### Short exercise
Repeat each record exactly as written, and drop any images.
# # # #
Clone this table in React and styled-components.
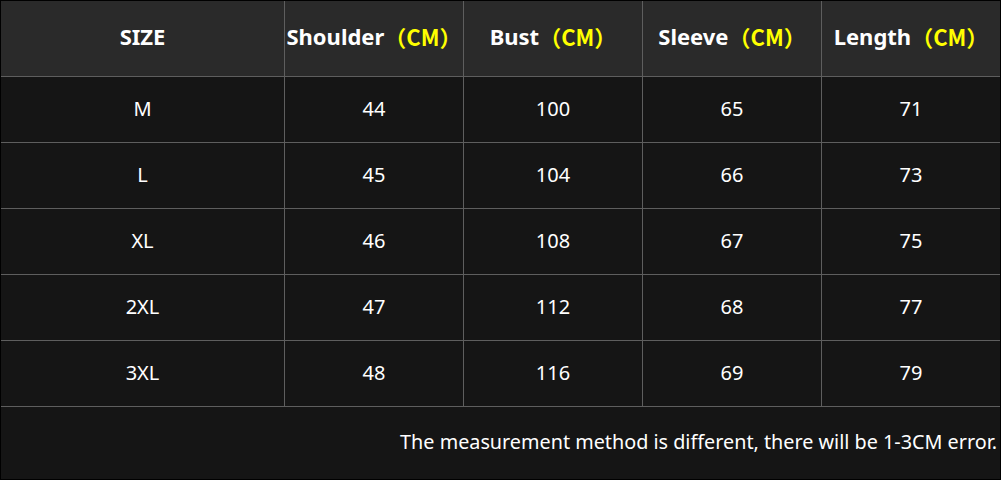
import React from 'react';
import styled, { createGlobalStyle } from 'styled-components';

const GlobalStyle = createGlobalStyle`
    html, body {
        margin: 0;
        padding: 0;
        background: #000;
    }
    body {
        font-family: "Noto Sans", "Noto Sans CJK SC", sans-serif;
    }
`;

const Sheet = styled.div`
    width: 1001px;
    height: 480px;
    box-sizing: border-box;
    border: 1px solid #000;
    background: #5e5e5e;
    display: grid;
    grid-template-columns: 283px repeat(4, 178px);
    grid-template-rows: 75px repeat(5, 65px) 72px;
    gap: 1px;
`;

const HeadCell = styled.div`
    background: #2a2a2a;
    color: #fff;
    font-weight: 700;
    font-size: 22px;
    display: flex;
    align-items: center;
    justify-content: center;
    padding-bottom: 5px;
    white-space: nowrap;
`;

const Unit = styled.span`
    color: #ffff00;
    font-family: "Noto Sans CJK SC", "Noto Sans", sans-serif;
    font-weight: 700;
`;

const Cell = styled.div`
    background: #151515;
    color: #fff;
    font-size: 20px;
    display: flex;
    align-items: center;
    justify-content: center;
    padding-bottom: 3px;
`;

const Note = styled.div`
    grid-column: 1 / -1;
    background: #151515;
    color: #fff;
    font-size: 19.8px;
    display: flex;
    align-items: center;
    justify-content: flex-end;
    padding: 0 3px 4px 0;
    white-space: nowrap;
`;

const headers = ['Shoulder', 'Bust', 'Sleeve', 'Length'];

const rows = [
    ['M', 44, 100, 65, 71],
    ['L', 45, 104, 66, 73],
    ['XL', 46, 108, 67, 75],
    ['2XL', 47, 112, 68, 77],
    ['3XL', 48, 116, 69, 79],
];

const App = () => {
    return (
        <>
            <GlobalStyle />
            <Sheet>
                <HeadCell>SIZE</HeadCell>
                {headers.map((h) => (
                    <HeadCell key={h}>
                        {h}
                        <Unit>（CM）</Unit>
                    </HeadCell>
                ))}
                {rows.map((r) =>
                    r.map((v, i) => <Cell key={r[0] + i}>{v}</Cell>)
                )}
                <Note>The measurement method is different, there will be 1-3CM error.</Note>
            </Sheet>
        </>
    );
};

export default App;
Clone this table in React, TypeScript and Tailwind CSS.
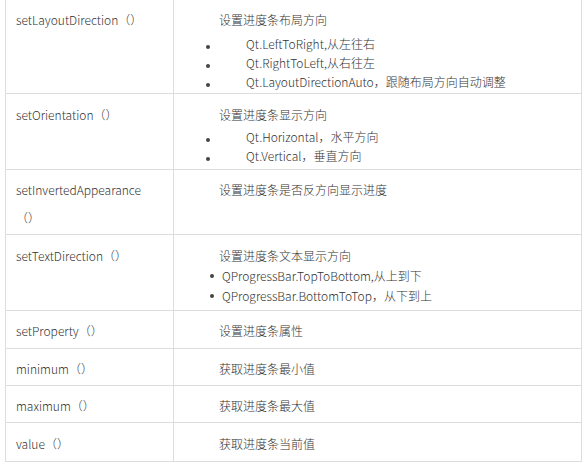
# # # #
### Task result
Clone this table in React and styled-components.
import React from 'react';
import styled, { createGlobalStyle } from 'styled-components';

const GlobalStyle = createGlobalStyle`
    html, body {
        margin: 0;
        padding: 0;
        background: #000;
    }
    body {
        font-family: "Noto Sans", "Noto Sans CJK SC", sans-serif;
    }
`;

const Sheet = styled.div`
    width: 1001px;
    height: 480px;
    box-sizing: border-box;
    border: 1px solid #000;
    background: #5e5e5e;
    display: grid;
    grid-template-columns: 283px repeat(4, 178px);
    grid-template-rows: 75px repeat(5, 65px) 72px;
    gap: 1px;
`;

const HeadCell = styled.div`
    background: #2a2a2a;
    color: #fff;
    font-weight: 700;
    font-size: 22px;
    display: flex;
    align-items: center;
    justify-content: center;
    padding-bottom: 5px;
    white-space: nowrap;
`;

const Unit = styled.span`
    color: #ffff00;
    font-family: "Noto Sans CJK SC", "Noto Sans", sans-serif;
    font-weight: 700;
`;

const Cell = styled.div`
    background: #151515;
    color: #fff;
    font-size: 20px;
    display: flex;
    align-items: center;
    justify-content: center;
    padding-bottom: 3px;
`;

const Note = styled.div`
    grid-column: 1 / -1;
    background: #151515;
    color: #fff;
    font-size: 19.8px;
    display: flex;
    align-items: center;
    justify-content: flex-end;
    padding: 0 3px 4px 0;
    white-space: nowrap;
`;

const headers = ['Shoulder', 'Bust', 'Sleeve', 'Length'];

const rows = [
    ['M', 44, 100, 65, 71],
    ['L', 45, 104, 66, 73],
    ['XL', 46, 108, 67, 75],
    ['2XL', 47, 112, 68, 77],
    ['3XL', 48, 116, 69, 79],
];

const App = () => {
    return (
        <>
            <GlobalStyle />
            <Sheet>
                <HeadCell>SIZE</HeadCell>
                {headers.map((h) => (
                    <HeadCell key={h}>
                        {h}
                        <Unit>（CM）</Unit>
                    </HeadCell>
                ))}
                {rows.map((r) =>
                    r.map((v, i) => <Cell key={r[0] + i}>{v}</Cell>)
                )}
                <Note>The measurement method is different, there will be 1-3CM error.</Note>
            </Sheet>
        </>
    );
};

export default App;
Clone this table in React, TypeScript and Tailwind CSS.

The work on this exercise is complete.